A ce stade, il peut être noté également que l’article 14 du décret (N° Lexbase : Z78670SS), relatif à l’indication sur la feuille de présence du nombre de voix de chaque copropriétaire, a aussi été modifié pour prendre en compte le passage de dispositions de l’article 24, III, au dernier alinéa de l’article 10.

L’article 1er du décret a aussi été complété s’agissant du contenu de l’état de répartition des charges qui doit préciser « les éléments pris en considération et la méthode de calcul ayant permis de fixer la quote-part de charges afférente à chaque lot :

« 1° Proportionnellement aux valeurs relatives des parties privatives comprises dans chaque lot, telles que ces valeurs résultent des critères posés à l'article 5 de la loi du 10 juillet 1965, s'agissant des charges relatives à la conservation, à l'entretien et à l'administration des parties communes ;

2° En fonction de l'utilité objective que les services et éléments d'équipement commun présentent à l'égard de chaque lot, en précisant les bases selon lesquelles la répartition a été effectuée, s'agissant des charges entraînées par lesdits services et éléments, dès lors que ces charges ne sont pas individualisées ».

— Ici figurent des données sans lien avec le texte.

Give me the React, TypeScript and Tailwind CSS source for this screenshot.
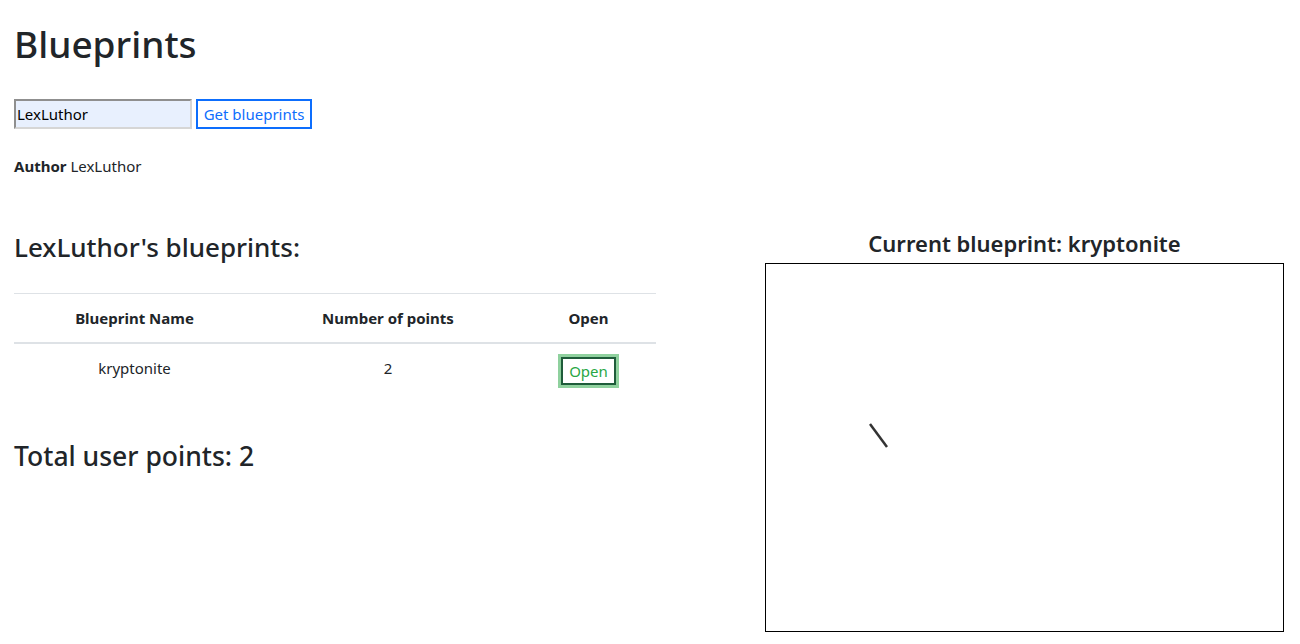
import React from "react";

export default function App() {
  const font = { fontFamily: '"Noto Sans", "Open Sans", sans-serif' };
  return (
    <div className="min-h-[644px] bg-white text-[#212529]" style={font}>
      <div className="px-[14px] pt-[20px]">
        <h1 className="text-[37px] leading-[48px] font-medium m-0">Blueprints</h1>
        <div className="mt-[31px] flex items-center gap-[4px]">
          <input
            defaultValue="LexLuthor"
            className="w-[178px] h-[30px] bg-[#e8f0fe] border-2 border-t-[#8f8f8f] border-l-[#8f8f8f] border-r-[#d6d6d6] border-b-[#d6d6d6] px-[1px] text-[15px] text-black outline-none"
          />
          <button className="h-[30px] w-[116px] border-2 border-[#0d6efd] text-[#0d6efd] text-[15px] bg-white">
            Get blueprints
          </button>
        </div>
        <p className="mt-[26px] text-[15px]">
          <span className="font-bold">Author</span> LexLuthor
        </p>
      </div>
      <div className="flex mt-[53px]">
        <div className="w-[656px] pl-[14px]">
          <h3 className="text-[26px] leading-[32px] font-medium">LexLuthor's blueprints:</h3>
          <table className="mt-[30px] w-[642px] text-[15px] text-center border-collapse">
            <thead>
              <tr className="border-t border-[#dee2e6] border-b-2 border-b-[#dee2e6]">
                <th className="w-[241px] h-[50px] font-bold">Blueprint Name</th>
                <th className="w-[266px] font-bold">Number of points</th>
                <th className="font-bold">Open</th>
              </tr>
            </thead>
            <tbody>
              <tr>
                <td className="h-[50px]">kryptonite</td>
                <td>2</td>
                <td>
                  <button className="text-[#28a745] text-[15px] bg-white border-2 border-[#1e5c3a] px-[6px] h-[28px] leading-[24px] shadow-[0_0_0_3px_#8fd19e] mt-[4px]">
                    Open
                  </button>
                </td>
              </tr>
            </tbody>
          </table>
          <h3 className="mt-[47px] text-[26.5px] leading-[32px] font-medium">Total user points: 2</h3>
        </div>
        <div className="flex-1 flex flex-col items-center pl-[105px] pr-[12px]">
          <h4 className="text-[22px] leading-[28px] font-semibold -mt-[2px] mb-[6px]">Current blueprint: kryptonite</h4>
          <div className="w-[519px] h-[369px] border border-black">
            <svg width="517" height="367">
              <line x1="104" y1="160" x2="121" y2="183" stroke="#333" strokeWidth="2.5" />
            </svg>
          </div>
        </div>
      </div>
    </div>
  );
}
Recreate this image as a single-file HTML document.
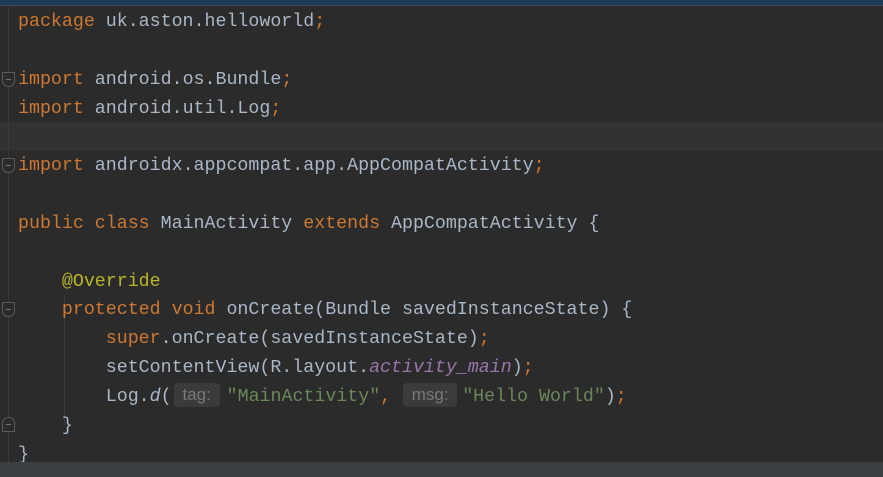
<!DOCTYPE html><html><head><style>
body{margin:0;width:883px;height:477px;background:#2b2b2b;overflow:hidden;position:relative;font-family:"Liberation Mono",monospace}
.top{position:absolute;left:0;top:0;width:883px;height:5px;background:#1f3a56;border-bottom:1px solid #3a4a5a}
.cur{position:absolute;left:0;top:122px;width:883px;height:29px;background:#323232}
.bot{position:absolute;left:0;top:462px;width:883px;height:15px;background:#3c3f41}
.gut{position:absolute;left:8px;top:6px;width:1px;height:456px;background:#3a3a3a}
.guide{position:absolute;width:1px;background:#3a3a3a}
pre{position:absolute;left:18px;top:8px;margin:0;font-size:18.3px;line-height:28.85px;color:#a9b7c6;font-family:"Liberation Mono",monospace}
.k{color:#cc7832}.s{color:#6a8759}.a{color:#bbb529}.p{color:#9876aa;font-style:italic}.i{font-style:italic}
.h{display:inline-block;background:#3b3b3b;color:#787878;font-family:"Liberation Sans",sans-serif;font-size:17px;border-radius:4px;text-align:center;line-height:24px;vertical-align:1px}
.f{position:absolute;left:2px;width:13px;height:15px;border:1px solid #5a5a5a;box-sizing:border-box;background:#2b2b2b}
.f:after{content:"";position:absolute;left:3px;top:6px;width:5px;height:1px;background:#777}
</style></head><body>
<div class="top"></div><div class="cur"></div><div class="gut"></div>
<div class="guide" style="left:64px;top:295px;height:130px"></div>
<div class="f" style="top:72px;border-radius:0 0 6px 6px"></div>
<div class="f" style="top:158px;border-radius:0 0 6px 6px"></div>
<div class="f" style="top:302px;border-radius:0 0 6px 6px"></div>
<div class="f" style="top:417px;border-radius:6px 6px 0 0"></div>
<pre><span class="k">package</span> uk.aston.helloworld<span class="k">;</span>

<span class="k">import</span> android.os.Bundle<span class="k">;</span>
<span class="k">import</span> android.util.Log<span class="k">;</span>

<span class="k">import</span> androidx.appcompat.app.AppCompatActivity<span class="k">;</span>

<span class="k">public class</span> MainActivity <span class="k">extends</span> AppCompatActivity {

    <span class="a">@Override</span>
    <span class="k">protected void</span> onCreate(Bundle savedInstanceState) {
        <span class="k">super</span>.onCreate(savedInstanceState)<span class="k">;</span>
        setContentView(R.layout.<span class="p">activity_main</span>)<span class="k">;</span>
        Log.<span class="i">d</span>(<span class="h" style="width:46px;margin:0 7px 0 2px">tag:</span><span class="s">"MainActivity"</span><span class="k">,</span> <span class="h" style="width:54px;margin:0 5px 0 1px">msg:</span><span class="s">"Hello World"</span>)<span class="k">;</span>
    }
}</pre>
<div class="bot"></div>
</body></html>
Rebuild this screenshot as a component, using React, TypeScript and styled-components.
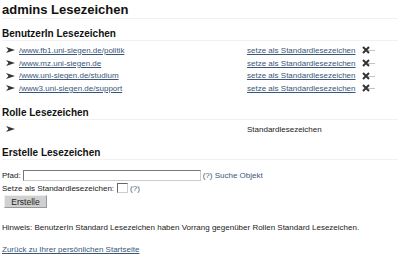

L’article 10 de la loi prévoit déjà que le règlement de copropriété doit indiquer les éléments pris en considération ainsi que la méthode de calcul ayant permis de fixer les quotes-parts de parties communes et la répartition des charges. L’article 10 de la loi fixe aussi déjà les critères à prendre en compte.

III. Entrée en vigueur

Les nouvelles dispositions issues du décret du 3 juillet 2020 entrent en vigueur en principe au lendemain de sa publication, soit à compter du 4 juillet 2020 (décret du 3 juillet 2020, art. 53, VI), mais certaines de ses dispositions ont des dates d’entrée en vigueur différentes.

S’agissant des modifications abordées ici, elles sont entrées en vigueur le 4 juillet 2020, sauf les dispositions relatives aux travaux d'accessibilité aux personnes handicapées ou à mobilité réduite qui affectent les parties communes ou l'aspect extérieur de l’immeuble, applicables seulement aux assemblées générales tenues à compter du 31 décembre 2020 (décret du 3 juillet 2020, art. 53, V).

 

[1] - Article 24, II, a : « les travaux nécessaires à la conservation de l'immeuble ainsi qu'à la préservation de la santé et de la sécurité physique des occupants […] » ;

- Article 24, II, b : « les modalités de réalisation et d'exécution des travaux rendus obligatoires en vertu de dispositions législatives ou réglementaires ou d'un arrêté de police administrative relatif à la sécurité ou à la salubrité publique […] » ;

- Article 25, f : « les travaux d'économies d'énergie ou de réduction des émissions de gaz à effet de serre. Ces travaux peuvent comprendre des travaux d'intérêt collectif réalisés sur les parties privatives et aux frais du copropriétaire du lot concerné, sauf dans le cas où ce dernier est en mesure de produire la preuve de la réalisation de travaux équivalents dans les dix années précédentes » ;

- Article 25, g : « la suppression des vide-ordures pour des impératifs d'hygiène » ;

- Article 25, o : « la demande d'individualisation des contrats de fourniture d'eau et la réalisation des études et travaux nécessaires à cette individualisation » ;

- Article 30 : « toute amélioration, telle que la transformation d'un ou de plusieurs éléments d'équipement existants, l'adjonction d'éléments nouveaux, l'aménagement de locaux affectés à l'usage commun ou la création de tels locaux ».